* _DATA EXCERPT_
+---+
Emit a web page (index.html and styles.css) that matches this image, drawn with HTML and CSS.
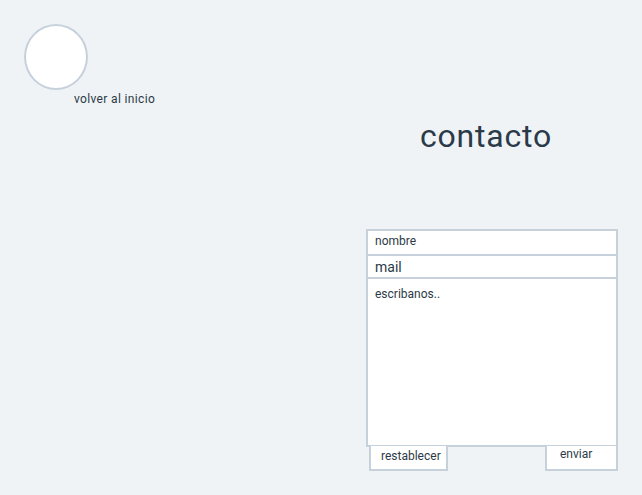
FILE: index.html
```html
<!DOCTYPE html>
<html lang="es">
<head>
<meta charset="utf-8">
<title>contacto</title>
<link rel="stylesheet" href="styles.css">
</head>
<body>
<header class="home">
  <a class="home-link" href="#">
    <span class="avatar"></span>
    <span class="home-label">volver al inicio</span>
  </a>
</header>
<main class="contact">
  <h1 class="title">contacto</h1>
  <form class="form">
    <input class="field field-name" type="text" placeholder="nombre">
    <input class="field field-mail" type="text" placeholder="mail">
    <textarea class="field field-msg" placeholder="escribanos.."></textarea>
    <div class="actions">
      <button class="btn btn-reset" type="reset">restablecer</button>
      <button class="btn btn-send" type="submit">enviar</button>
    </div>
  </form>
</main>
</body>
</html>
```
FILE: styles.css
```css
html, body {
  margin: 0;
  padding: 0;
}
body {
  background: #eff3f6;
  color: #2c3a47;
  font-family: Roboto, "Noto Sans", sans-serif;
  width: 642px;
  height: 495px;
  overflow: hidden;
}
.home {
  padding: 24px 0 0 24px;
}
.home-link {
  display: flex;
  flex-direction: column;
  align-items: flex-start;
  text-decoration: none;
  color: #2c3a47;
}
.avatar {
  display: block;
  width: 60px;
  height: 62px;
  border: 2px solid #c6d1dc;
  border-radius: 50%;
  background: #fff;
}
.home-label {
  font-size: 12px;
  line-height: 14px;
  letter-spacing: 0.35px;
  margin: 2px 0 0 50px;
}
.contact {
  display: flex;
  flex-direction: column;
  align-items: flex-start;
  padding-left: 366px;
}
.title {
  margin: 10px 0 0 54px;
  font-size: 32px;
  font-weight: 400;
  letter-spacing: 0.8px;
  line-height: 40px;
  color: #2b3a48;
}
.form {
  margin-top: 73px;
  width: 252px;
  display: flex;
  flex-direction: column;
}
.field {
  display: block;
  box-sizing: border-box;
  width: 252px;
  border: 2px solid #c6d1dc;
  background: #fff;
  margin: 0;
  padding: 0 7px;
  font-family: Roboto, "Noto Sans", sans-serif;
  color: #2c3a47;
  outline: none;
}
.field::placeholder {
  color: #2c3a47;
  opacity: 1;
}
.field-name {
  height: 27px;
  font-size: 12px;
  padding-bottom: 3px;
}
.field-mail {
  height: 25px;
  margin-top: -2px;
  font-size: 14px;
}
.field-msg {
  height: 170px;
  margin-top: -2px;
  resize: none;
  font-size: 12px;
  padding-top: 8px;
}
.actions {
  display: flex;
  justify-content: space-between;
  margin-top: -1px;
  padding-left: 3px;
}
.btn {
  box-sizing: border-box;
  height: 25px;
  border: 2px solid #c6d1dc;
  border-top: none;
  background: #fff;
  font-family: Roboto, "Noto Sans", sans-serif;
  font-size: 12px;
  color: #2c3a47;
  padding: 0 0 4px;
  margin: 0;
  text-align: left;
}
.btn-reset {
  width: 79px;
  padding-left: 10px;
}
.btn-send {
  width: 73px;
  padding-left: 13px;
  padding-bottom: 8px;
}
```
+---+
* _TASK REQUIREMENTS_
Every line should be retyped exactly, with the pictures omitted.

* _COMPLETED EXERCISE_
Emit a web page (index.html and styles.css) that matches this image, drawn with HTML and CSS.
FILE: index.html
```html
<!DOCTYPE html>
<html lang="es">
<head>
<meta charset="utf-8">
<title>contacto</title>
<link rel="stylesheet" href="styles.css">
</head>
<body>
<header class="home">
  <a class="home-link" href="#">
    <span class="avatar"></span>
    <span class="home-label">volver al inicio</span>
  </a>
</header>
<main class="contact">
  <h1 class="title">contacto</h1>
  <form class="form">
    <input class="field field-name" type="text" placeholder="nombre">
    <input class="field field-mail" type="text" placeholder="mail">
    <textarea class="field field-msg" placeholder="escribanos.."></textarea>
    <div class="actions">
      <button class="btn btn-reset" type="reset">restablecer</button>
      <button class="btn btn-send" type="submit">enviar</button>
    </div>
  </form>
</main>
</body>
</html>
```
FILE: styles.css
```css
html, body {
  margin: 0;
  padding: 0;
}
body {
  background: #eff3f6;
  color: #2c3a47;
  font-family: Roboto, "Noto Sans", sans-serif;
  width: 642px;
  height: 495px;
  overflow: hidden;
}
.home {
  padding: 24px 0 0 24px;
}
.home-link {
  display: flex;
  flex-direction: column;
  align-items: flex-start;
  text-decoration: none;
  color: #2c3a47;
}
.avatar {
  display: block;
  width: 60px;
  height: 62px;
  border: 2px solid #c6d1dc;
  border-radius: 50%;
  background: #fff;
}
.home-label {
  font-size: 12px;
  line-height: 14px;
  letter-spacing: 0.35px;
  margin: 2px 0 0 50px;
}
.contact {
  display: flex;
  flex-direction: column;
  align-items: flex-start;
  padding-left: 366px;
}
.title {
  margin: 10px 0 0 54px;
  font-size: 32px;
  font-weight: 400;
  letter-spacing: 0.8px;
  line-height: 40px;
  color: #2b3a48;
}
.form {
  margin-top: 73px;
  width: 252px;
  display: flex;
  flex-direction: column;
}
.field {
  display: block;
  box-sizing: border-box;
  width: 252px;
  border: 2px solid #c6d1dc;
  background: #fff;
  margin: 0;
  padding: 0 7px;
  font-family: Roboto, "Noto Sans", sans-serif;
  color: #2c3a47;
  outline: none;
}
.field::placeholder {
  color: #2c3a47;
  opacity: 1;
}
.field-name {
  height: 27px;
  font-size: 12px;
  padding-bottom: 3px;
}
.field-mail {
  height: 25px;
  margin-top: -2px;
  font-size: 14px;
}
.field-msg {
  height: 170px;
  margin-top: -2px;
  resize: none;
  font-size: 12px;
  padding-top: 8px;
}
.actions {
  display: flex;
  justify-content: space-between;
  margin-top: -1px;
  padding-left: 3px;
}
.btn {
  box-sizing: border-box;
  height: 25px;
  border: 2px solid #c6d1dc;
  border-top: none;
  background: #fff;
  font-family: Roboto, "Noto Sans", sans-serif;
  font-size: 12px;
  color: #2c3a47;
  padding: 0 0 4px;
  margin: 0;
  text-align: left;
}
.btn-reset {
  width: 79px;
  padding-left: 10px;
}
.btn-send {
  width: 73px;
  padding-left: 13px;
  padding-bottom: 8px;
}
```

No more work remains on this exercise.